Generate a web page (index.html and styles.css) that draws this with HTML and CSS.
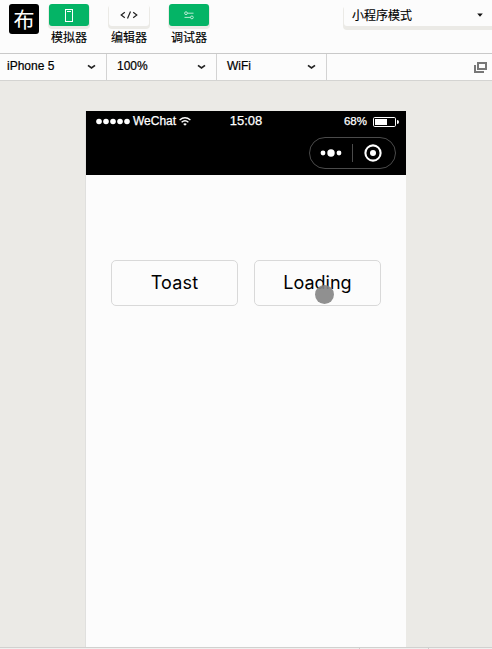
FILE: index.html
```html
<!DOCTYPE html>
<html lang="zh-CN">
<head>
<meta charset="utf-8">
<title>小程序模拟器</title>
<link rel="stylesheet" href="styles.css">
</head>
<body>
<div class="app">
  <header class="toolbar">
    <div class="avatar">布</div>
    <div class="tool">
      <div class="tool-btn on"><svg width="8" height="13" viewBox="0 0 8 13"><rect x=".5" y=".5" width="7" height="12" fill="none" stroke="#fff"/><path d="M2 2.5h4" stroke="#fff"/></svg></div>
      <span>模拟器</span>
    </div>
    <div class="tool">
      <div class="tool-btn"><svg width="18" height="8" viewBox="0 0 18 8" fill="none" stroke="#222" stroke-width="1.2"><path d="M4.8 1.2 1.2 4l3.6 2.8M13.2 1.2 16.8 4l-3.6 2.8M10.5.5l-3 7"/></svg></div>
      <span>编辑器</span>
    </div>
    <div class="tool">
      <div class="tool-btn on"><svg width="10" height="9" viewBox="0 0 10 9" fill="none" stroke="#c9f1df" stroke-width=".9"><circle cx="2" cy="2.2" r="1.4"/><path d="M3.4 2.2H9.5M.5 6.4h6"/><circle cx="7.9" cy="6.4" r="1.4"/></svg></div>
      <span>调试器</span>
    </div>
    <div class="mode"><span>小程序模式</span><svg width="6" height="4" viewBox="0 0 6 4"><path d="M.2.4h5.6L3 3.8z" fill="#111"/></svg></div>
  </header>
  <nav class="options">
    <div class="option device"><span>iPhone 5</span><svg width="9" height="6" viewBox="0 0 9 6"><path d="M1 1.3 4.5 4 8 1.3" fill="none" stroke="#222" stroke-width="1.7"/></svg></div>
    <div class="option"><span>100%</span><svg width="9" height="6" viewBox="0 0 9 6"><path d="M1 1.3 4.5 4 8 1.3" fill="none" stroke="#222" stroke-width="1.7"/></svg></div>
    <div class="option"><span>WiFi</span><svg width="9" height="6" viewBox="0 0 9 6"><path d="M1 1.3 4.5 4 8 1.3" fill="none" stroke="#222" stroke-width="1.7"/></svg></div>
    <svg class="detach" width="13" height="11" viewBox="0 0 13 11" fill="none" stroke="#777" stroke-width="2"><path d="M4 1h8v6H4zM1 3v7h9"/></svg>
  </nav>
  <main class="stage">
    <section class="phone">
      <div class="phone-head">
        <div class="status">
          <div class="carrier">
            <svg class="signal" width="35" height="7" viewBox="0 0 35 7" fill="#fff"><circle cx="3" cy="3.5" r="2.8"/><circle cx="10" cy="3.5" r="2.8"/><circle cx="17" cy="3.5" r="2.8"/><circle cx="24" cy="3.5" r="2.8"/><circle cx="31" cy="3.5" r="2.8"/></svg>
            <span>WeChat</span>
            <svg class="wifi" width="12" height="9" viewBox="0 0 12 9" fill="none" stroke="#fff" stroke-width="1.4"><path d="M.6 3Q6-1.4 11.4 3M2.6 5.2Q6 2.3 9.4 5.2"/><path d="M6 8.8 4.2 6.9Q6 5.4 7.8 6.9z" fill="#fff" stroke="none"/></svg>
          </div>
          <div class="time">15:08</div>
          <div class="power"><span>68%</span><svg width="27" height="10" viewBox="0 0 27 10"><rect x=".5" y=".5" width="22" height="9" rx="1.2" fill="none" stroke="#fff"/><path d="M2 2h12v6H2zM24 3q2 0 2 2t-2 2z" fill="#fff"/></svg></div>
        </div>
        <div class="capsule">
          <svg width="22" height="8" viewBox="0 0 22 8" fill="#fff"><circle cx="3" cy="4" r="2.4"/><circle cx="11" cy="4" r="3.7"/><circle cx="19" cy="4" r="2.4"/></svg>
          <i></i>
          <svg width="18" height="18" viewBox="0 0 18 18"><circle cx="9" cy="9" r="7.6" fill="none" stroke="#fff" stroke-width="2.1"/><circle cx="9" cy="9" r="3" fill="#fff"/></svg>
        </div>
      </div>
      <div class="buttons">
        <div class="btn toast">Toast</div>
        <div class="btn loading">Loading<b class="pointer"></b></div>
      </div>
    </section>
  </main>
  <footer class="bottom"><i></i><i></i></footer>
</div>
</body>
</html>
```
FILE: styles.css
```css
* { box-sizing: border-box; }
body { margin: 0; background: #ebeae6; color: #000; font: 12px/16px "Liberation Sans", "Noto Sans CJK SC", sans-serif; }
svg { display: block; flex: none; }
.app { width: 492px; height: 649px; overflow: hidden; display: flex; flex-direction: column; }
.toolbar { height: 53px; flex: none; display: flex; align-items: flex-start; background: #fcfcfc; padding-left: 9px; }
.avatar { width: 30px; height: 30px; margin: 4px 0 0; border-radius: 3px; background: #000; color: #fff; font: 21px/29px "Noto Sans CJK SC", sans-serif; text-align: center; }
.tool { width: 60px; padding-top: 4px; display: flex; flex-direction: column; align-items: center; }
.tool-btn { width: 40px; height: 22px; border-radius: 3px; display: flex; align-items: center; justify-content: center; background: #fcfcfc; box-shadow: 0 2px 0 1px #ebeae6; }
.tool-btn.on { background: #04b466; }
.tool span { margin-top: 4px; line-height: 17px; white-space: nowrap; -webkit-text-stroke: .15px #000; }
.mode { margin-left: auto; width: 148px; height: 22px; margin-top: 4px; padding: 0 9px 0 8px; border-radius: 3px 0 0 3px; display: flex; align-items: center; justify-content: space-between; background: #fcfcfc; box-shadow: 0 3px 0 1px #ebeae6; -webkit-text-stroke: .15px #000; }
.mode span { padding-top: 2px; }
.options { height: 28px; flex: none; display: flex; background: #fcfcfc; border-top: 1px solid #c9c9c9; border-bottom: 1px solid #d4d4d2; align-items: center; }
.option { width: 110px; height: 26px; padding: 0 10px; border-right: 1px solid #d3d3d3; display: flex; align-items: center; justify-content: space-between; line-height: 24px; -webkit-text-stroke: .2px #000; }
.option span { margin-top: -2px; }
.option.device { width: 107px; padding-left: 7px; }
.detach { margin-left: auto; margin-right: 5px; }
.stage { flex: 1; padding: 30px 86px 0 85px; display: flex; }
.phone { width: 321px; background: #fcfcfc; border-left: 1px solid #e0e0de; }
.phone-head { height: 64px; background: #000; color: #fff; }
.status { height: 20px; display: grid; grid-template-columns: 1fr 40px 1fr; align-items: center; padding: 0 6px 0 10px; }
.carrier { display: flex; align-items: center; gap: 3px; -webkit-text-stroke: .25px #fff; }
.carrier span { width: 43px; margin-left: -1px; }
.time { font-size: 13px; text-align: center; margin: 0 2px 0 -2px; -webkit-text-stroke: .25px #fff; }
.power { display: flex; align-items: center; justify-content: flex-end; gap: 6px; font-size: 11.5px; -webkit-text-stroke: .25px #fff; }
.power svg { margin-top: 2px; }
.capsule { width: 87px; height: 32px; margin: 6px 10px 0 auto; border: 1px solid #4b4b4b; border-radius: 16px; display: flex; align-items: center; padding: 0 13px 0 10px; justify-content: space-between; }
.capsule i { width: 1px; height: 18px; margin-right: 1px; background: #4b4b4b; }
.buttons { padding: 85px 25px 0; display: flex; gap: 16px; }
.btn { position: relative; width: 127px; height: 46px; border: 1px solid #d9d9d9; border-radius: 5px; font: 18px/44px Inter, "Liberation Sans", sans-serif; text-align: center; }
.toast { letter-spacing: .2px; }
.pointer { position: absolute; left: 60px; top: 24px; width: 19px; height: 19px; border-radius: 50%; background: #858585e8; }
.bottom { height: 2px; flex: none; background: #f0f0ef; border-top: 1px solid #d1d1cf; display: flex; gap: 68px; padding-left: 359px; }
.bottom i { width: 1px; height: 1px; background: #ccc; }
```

# Instruction
All of the material above should be reproduced exactly, except the pictures.

# Final result
Generate a web page (index.html and styles.css) that draws this with HTML and CSS.
FILE: index.html
```html
<!DOCTYPE html>
<html lang="zh-CN">
<head>
<meta charset="utf-8">
<title>小程序模拟器</title>
<link rel="stylesheet" href="styles.css">
</head>
<body>
<div class="app">
  <header class="toolbar">
    <div class="avatar">布</div>
    <div class="tool">
      <div class="tool-btn on"><svg width="8" height="13" viewBox="0 0 8 13"><rect x=".5" y=".5" width="7" height="12" fill="none" stroke="#fff"/><path d="M2 2.5h4" stroke="#fff"/></svg></div>
      <span>模拟器</span>
    </div>
    <div class="tool">
      <div class="tool-btn"><svg width="18" height="8" viewBox="0 0 18 8" fill="none" stroke="#222" stroke-width="1.2"><path d="M4.8 1.2 1.2 4l3.6 2.8M13.2 1.2 16.8 4l-3.6 2.8M10.5.5l-3 7"/></svg></div>
      <span>编辑器</span>
    </div>
    <div class="tool">
      <div class="tool-btn on"><svg width="10" height="9" viewBox="0 0 10 9" fill="none" stroke="#c9f1df" stroke-width=".9"><circle cx="2" cy="2.2" r="1.4"/><path d="M3.4 2.2H9.5M.5 6.4h6"/><circle cx="7.9" cy="6.4" r="1.4"/></svg></div>
      <span>调试器</span>
    </div>
    <div class="mode"><span>小程序模式</span><svg width="6" height="4" viewBox="0 0 6 4"><path d="M.2.4h5.6L3 3.8z" fill="#111"/></svg></div>
  </header>
  <nav class="options">
    <div class="option device"><span>iPhone 5</span><svg width="9" height="6" viewBox="0 0 9 6"><path d="M1 1.3 4.5 4 8 1.3" fill="none" stroke="#222" stroke-width="1.7"/></svg></div>
    <div class="option"><span>100%</span><svg width="9" height="6" viewBox="0 0 9 6"><path d="M1 1.3 4.5 4 8 1.3" fill="none" stroke="#222" stroke-width="1.7"/></svg></div>
    <div class="option"><span>WiFi</span><svg width="9" height="6" viewBox="0 0 9 6"><path d="M1 1.3 4.5 4 8 1.3" fill="none" stroke="#222" stroke-width="1.7"/></svg></div>
    <svg class="detach" width="13" height="11" viewBox="0 0 13 11" fill="none" stroke="#777" stroke-width="2"><path d="M4 1h8v6H4zM1 3v7h9"/></svg>
  </nav>
  <main class="stage">
    <section class="phone">
      <div class="phone-head">
        <div class="status">
          <div class="carrier">
            <svg class="signal" width="35" height="7" viewBox="0 0 35 7" fill="#fff"><circle cx="3" cy="3.5" r="2.8"/><circle cx="10" cy="3.5" r="2.8"/><circle cx="17" cy="3.5" r="2.8"/><circle cx="24" cy="3.5" r="2.8"/><circle cx="31" cy="3.5" r="2.8"/></svg>
            <span>WeChat</span>
            <svg class="wifi" width="12" height="9" viewBox="0 0 12 9" fill="none" stroke="#fff" stroke-width="1.4"><path d="M.6 3Q6-1.4 11.4 3M2.6 5.2Q6 2.3 9.4 5.2"/><path d="M6 8.8 4.2 6.9Q6 5.4 7.8 6.9z" fill="#fff" stroke="none"/></svg>
          </div>
          <div class="time">15:08</div>
          <div class="power"><span>68%</span><svg width="27" height="10" viewBox="0 0 27 10"><rect x=".5" y=".5" width="22" height="9" rx="1.2" fill="none" stroke="#fff"/><path d="M2 2h12v6H2zM24 3q2 0 2 2t-2 2z" fill="#fff"/></svg></div>
        </div>
        <div class="capsule">
          <svg width="22" height="8" viewBox="0 0 22 8" fill="#fff"><circle cx="3" cy="4" r="2.4"/><circle cx="11" cy="4" r="3.7"/><circle cx="19" cy="4" r="2.4"/></svg>
          <i></i>
          <svg width="18" height="18" viewBox="0 0 18 18"><circle cx="9" cy="9" r="7.6" fill="none" stroke="#fff" stroke-width="2.1"/><circle cx="9" cy="9" r="3" fill="#fff"/></svg>
        </div>
      </div>
      <div class="buttons">
        <div class="btn toast">Toast</div>
        <div class="btn loading">Loading<b class="pointer"></b></div>
      </div>
    </section>
  </main>
  <footer class="bottom"><i></i><i></i></footer>
</div>
</body>
</html>
```
FILE: styles.css
```css
* { box-sizing: border-box; }
body { margin: 0; background: #ebeae6; color: #000; font: 12px/16px "Liberation Sans", "Noto Sans CJK SC", sans-serif; }
svg { display: block; flex: none; }
.app { width: 492px; height: 649px; overflow: hidden; display: flex; flex-direction: column; }
.toolbar { height: 53px; flex: none; display: flex; align-items: flex-start; background: #fcfcfc; padding-left: 9px; }
.avatar { width: 30px; height: 30px; margin: 4px 0 0; border-radius: 3px; background: #000; color: #fff; font: 21px/29px "Noto Sans CJK SC", sans-serif; text-align: center; }
.tool { width: 60px; padding-top: 4px; display: flex; flex-direction: column; align-items: center; }
.tool-btn { width: 40px; height: 22px; border-radius: 3px; display: flex; align-items: center; justify-content: center; background: #fcfcfc; box-shadow: 0 2px 0 1px #ebeae6; }
.tool-btn.on { background: #04b466; }
.tool span { margin-top: 4px; line-height: 17px; white-space: nowrap; -webkit-text-stroke: .15px #000; }
.mode { margin-left: auto; width: 148px; height: 22px; margin-top: 4px; padding: 0 9px 0 8px; border-radius: 3px 0 0 3px; display: flex; align-items: center; justify-content: space-between; background: #fcfcfc; box-shadow: 0 3px 0 1px #ebeae6; -webkit-text-stroke: .15px #000; }
.mode span { padding-top: 2px; }
.options { height: 28px; flex: none; display: flex; background: #fcfcfc; border-top: 1px solid #c9c9c9; border-bottom: 1px solid #d4d4d2; align-items: center; }
.option { width: 110px; height: 26px; padding: 0 10px; border-right: 1px solid #d3d3d3; display: flex; align-items: center; justify-content: space-between; line-height: 24px; -webkit-text-stroke: .2px #000; }
.option span { margin-top: -2px; }
.option.device { width: 107px; padding-left: 7px; }
.detach { margin-left: auto; margin-right: 5px; }
.stage { flex: 1; padding: 30px 86px 0 85px; display: flex; }
.phone { width: 321px; background: #fcfcfc; border-left: 1px solid #e0e0de; }
.phone-head { height: 64px; background: #000; color: #fff; }
.status { height: 20px; display: grid; grid-template-columns: 1fr 40px 1fr; align-items: center; padding: 0 6px 0 10px; }
.carrier { display: flex; align-items: center; gap: 3px; -webkit-text-stroke: .25px #fff; }
.carrier span { width: 43px; margin-left: -1px; }
.time { font-size: 13px; text-align: center; margin: 0 2px 0 -2px; -webkit-text-stroke: .25px #fff; }
.power { display: flex; align-items: center; justify-content: flex-end; gap: 6px; font-size: 11.5px; -webkit-text-stroke: .25px #fff; }
.power svg { margin-top: 2px; }
.capsule { width: 87px; height: 32px; margin: 6px 10px 0 auto; border: 1px solid #4b4b4b; border-radius: 16px; display: flex; align-items: center; padding: 0 13px 0 10px; justify-content: space-between; }
.capsule i { width: 1px; height: 18px; margin-right: 1px; background: #4b4b4b; }
.buttons { padding: 85px 25px 0; display: flex; gap: 16px; }
.btn { position: relative; width: 127px; height: 46px; border: 1px solid #d9d9d9; border-radius: 5px; font: 18px/44px Inter, "Liberation Sans", sans-serif; text-align: center; }
.toast { letter-spacing: .2px; }
.pointer { position: absolute; left: 60px; top: 24px; width: 19px; height: 19px; border-radius: 50%; background: #858585e8; }
.bottom { height: 2px; flex: none; background: #f0f0ef; border-top: 1px solid #d1d1cf; display: flex; gap: 68px; padding-left: 359px; }
.bottom i { width: 1px; height: 1px; background: #ccc; }
```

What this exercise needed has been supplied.